Keep every line where the word "React" appears; drop the rest.
------------------------
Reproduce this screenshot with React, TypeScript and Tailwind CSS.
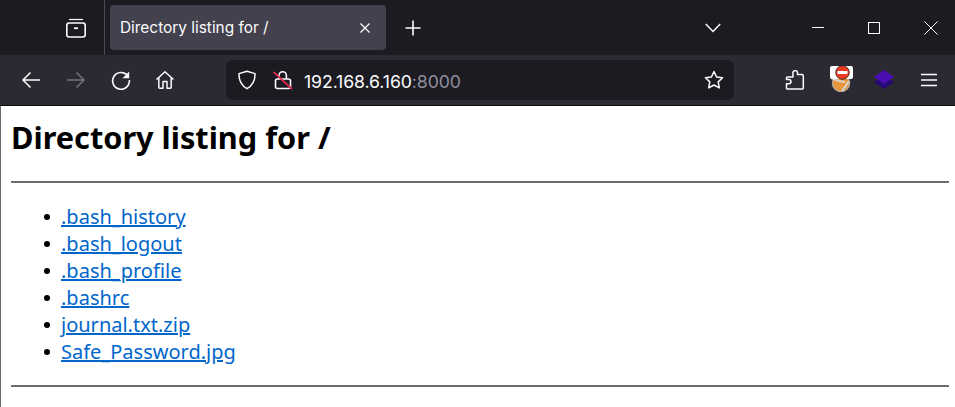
import React from "react";

const ic = "fill-none stroke-current";

function Files() {
  return (
    <svg width="24" height="24" viewBox="0 0 24 24" className={ic + " text-[#fbfbfe]"} strokeWidth="1.6">
      <path d="M5 3.5h14" strokeWidth="1.2" />
      <rect x="2.8" y="7" width="18.4" height="14" rx="2.4" />
      <path d="M10 12.2h4" strokeWidth="1.8" />
    </svg>
  );
}

function Lock() {
  return (
    <svg width="20" height="22" viewBox="0 0 20 22" className="fill-none">
      <path d="M6 10V6.500a3.700 3.700 0 0 1 7.400 0V10" stroke="#fbfbfe" strokeWidth="1.6" />
      <rect x="2.500" y="10" width="15" height="9.500" rx="2" stroke="#fbfbfe" strokeWidth="1.6" />
      <path d="M0.500 3L19 20" stroke="#e22850" strokeWidth="1.7" />
    </svg>
  );
}

function Shield() {
  return (
    <svg width="20" height="20" viewBox="0 0 20 20" className="fill-none stroke-[#fbfbfe]" strokeWidth="1.500">
      <path d="M10 1.300L18 3.600c.3 7.200-2.400 12-8 15.100C4.400 15.600 1.700 10.800 2 3.600z" strokeLinejoin="round" />
    </svg>
  );
}

function Puzzle() {
  return (
    <svg width="20" height="20" viewBox="0 0 20 20" className="fill-none stroke-[#fbfbfe]" strokeWidth="1.500" strokeLinejoin="round">
      <path d="M8 3.500a2.200 2.200 0 0 1 4.400-1.200c.4.600.2 1.400 0 2.200h4.600c.8 0 1.300.6 1.300 1.300v12.200c0 .6-.5 1-1 1H2.600c-.7 0-1.100-.5-1.100-1.100v-4.100h2.300a2.200 2.200 0 0 0 0-4.400H1.500V8c0-.6.5-1 1-1H8z" />
    </svg>
  );
}

function Blocker() {
  return (
    <svg width="26" height="26" viewBox="0 0 26 26" className="block">
      <circle cx="13" cy="17" r="8.500" fill="#e8963a" stroke="#b9a994" strokeWidth="1.500" />
      <path d="M3 12l8 3 6 1M14 25l7-10" stroke="#d9d4cc" strokeWidth="2" fill="none" />
      <rect x="2" y="0" width="23" height="13" rx="2" fill="#ffffff" />
      <circle cx="14.500" cy="6.500" r="6.800" fill="#ee3b24" stroke="#2a1512" strokeWidth="0.800" />
      <rect x="9.500" y="5" width="10" height="3" fill="#ffffff" />
    </svg>
  );
}

function Layers() {
  return (
    <svg width="22" height="20" viewBox="0 0 22 20">
      <path d="M11 6L21 12 11 19 1 12z" fill="#230a78" />
      <path d="M11 0L21 7 11 14 1 7z" fill="#4a0db0" />
    </svg>
  );
}

function Btn({ children, w = "w-[44px]" }: { children: React.ReactNode; w?: string }) {
  return <div className={"flex h-[50px] shrink-0 items-center justify-center " + w}>{children}</div>;
}

const links = [".bash_history", ".bash_logout", ".bash_profile", ".bashrc", "journal.txt.zip", "Safe_Password.jpg"];

export default function App() {
  return (
    <div className="flex h-[407px] w-[955px] flex-col overflow-hidden bg-white font-['Noto_Sans',sans-serif]">
      {/* tab strip */}
      <div className="flex h-[55px] shrink-0 items-center bg-[#1c1b22] text-[#fbfbfe]">
        <div className="flex h-full w-[105px] shrink-0 items-center justify-end border-r border-[#4a4a52] pr-[16px]">
          <Files />
        </div>
        <div className="ml-[5px] flex h-[45px] w-[276px] shrink-0 items-center justify-between rounded bg-[#42414d] pl-[10px] pr-[15px] font-['Inter',sans-serif] text-[15.400px]">
          <span>Directory listing for /</span>
          <svg width="12" height="12" viewBox="0 0 12 12" className={ic} strokeWidth="1.300">
            <path d="M1.500 1.500l9 9M10.500 1.500l-9 9" />
          </svg>
        </div>
        <div className="ml-[19px] flex w-[16px] shrink-0 justify-center">
          <svg width="16" height="16" viewBox="0 0 16 16" className={ic} strokeWidth="1.600">
            <path d="M8 .5v15M.5 8h15" />
          </svg>
        </div>
        <div className="ml-[284px] shrink-0">
          <svg width="16" height="10" viewBox="0 0 16 10" className={ic} strokeWidth="1.500">
            <path d="M.8 1l7.200 7.500L15.200 1" />
          </svg>
        </div>
        <div className="ml-[91px] h-px w-[12px] shrink-0 bg-[#fbfbfe]" />
        <div className="ml-[44px] h-[12px] w-[12px] shrink-0 border border-[#fbfbfe]" />
        <svg width="14" height="14" viewBox="0 0 14 14" className={ic + " ml-[44px] shrink-0"} strokeWidth="1">
          <path d="M.5.5l13 13M13.500.5l-13 13" />
        </svg>
      </div>

      {/* toolbar */}
      <div className="flex h-[50px] shrink-0 items-center bg-[#2b2a33] text-[#fbfbfe]">
        <div className="ml-[9px] flex items-center">
          <Btn>
            <svg width="20" height="20" viewBox="0 0 20 20" className={ic} strokeWidth="1.500">
              <path d="M19 10H2M9.500 2.500L2 10l7.500 7.500" />
            </svg>
          </Btn>
          <Btn w="w-[46px]">
            <svg width="20" height="20" viewBox="0 0 20 20" className={ic + " text-[#74737b]"} strokeWidth="1.500">
              <path d="M1 10h17M10.500 2.500L18 10l-7.500 7.500" />
            </svg>
          </Btn>
          <Btn>
            <svg width="20" height="20" viewBox="0 0 20 20" className={ic} strokeWidth="1.600">
              <path d="M16.500 5.500A8.400 8.400 0 1 0 18.400 10" />
              <path d="M18.200 1.500v6.700h-6.700z" fill="currentColor" stroke="none" />
            </svg>
          </Btn>
          <Btn>
            <svg width="20" height="20" viewBox="0 0 20 20" className={ic} strokeWidth="1.500" strokeLinejoin="round">
              <path d="M1.500 9.500L10 1.800l8.500 7.700M3.800 8v9.300c0 .6.400 1 1 1H8v-6.800h4v6.800h3.200c.6 0 1-.4 1-1V8" />
            </svg>
          </Btn>
        </div>
        <div className="ml-[39px] flex h-[40px] w-[508px] shrink-0 items-center rounded-md bg-[#1c1b22] pl-[11px] pr-[10px]">
          <Shield />
          <div className="ml-[16px]"><Lock /></div>
          <span className="ml-[11px] pt-[3px] font-['Inter',sans-serif] text-[17.700px] leading-none tracking-[-0.100px]">
            192.168.6.160<span className="text-[#8f8f9d]">:8000</span>
          </span>
          <svg width="20" height="20" viewBox="0 0 20 20" className="ml-auto fill-none stroke-[#fbfbfe]" strokeWidth="1.500" strokeLinejoin="round">
            <path d="M10 1.500l2.600 5.500 6 .8-4.400 4.100 1.100 6L10 15l-5.300 2.900 1.100-6L1.400 7.800l6-.8z" />
          </svg>
        </div>
        <div className="ml-[51px] shrink-0"><Puzzle /></div>
        <div className="mb-[3px] ml-[23px] shrink-0"><Blocker /></div>
        <div className="ml-[19px] shrink-0"><Layers /></div>
        <svg width="16" height="14" viewBox="0 0 16 14" className={ic + " ml-[26px] shrink-0"} strokeWidth="1.500">
          <path d="M0 1.500h16M0 7h16M0 12.500h16" />
        </svg>
      </div>
      <div className="h-px shrink-0 bg-[#0c0c0d]" />

      {/* document */}
      <div className="flex-1 overflow-hidden border-l border-[#6a6a6a] pl-[10px] pr-[6px] font-['Noto_Sans',sans-serif] text-[20px] text-black">
        <h1 className="mt-[11px] text-[30.700px] font-bold leading-[40px]">Directory listing for /</h1>
        <div className="mt-[24px] h-[2px] bg-[#6b6b6b]" />
        <ul className="mt-[20px] pl-[50px] leading-[27px]">
          {links.map((l) => (
            <li key={l} className="flex items-center">
              <span className="ml-[-17px] mr-[11px] h-[6px] w-[6px] shrink-0 rounded-full bg-black" />
              <a className="text-[#0066cc] underline" href="#">{l}</a>
            </li>
          ))}
        </ul>
        <div className="mt-[20px] h-[2px] bg-[#6b6b6b]" />
      </div>
    </div>
  );
}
------------------------
**SOLUTION FOR THIS PROBLEM**
Reproduce this screenshot with React, TypeScript and Tailwind CSS.
import React from "react";
function Btn({ children, w = "w-[44px]" }: { children: React.ReactNode; w?: string }) {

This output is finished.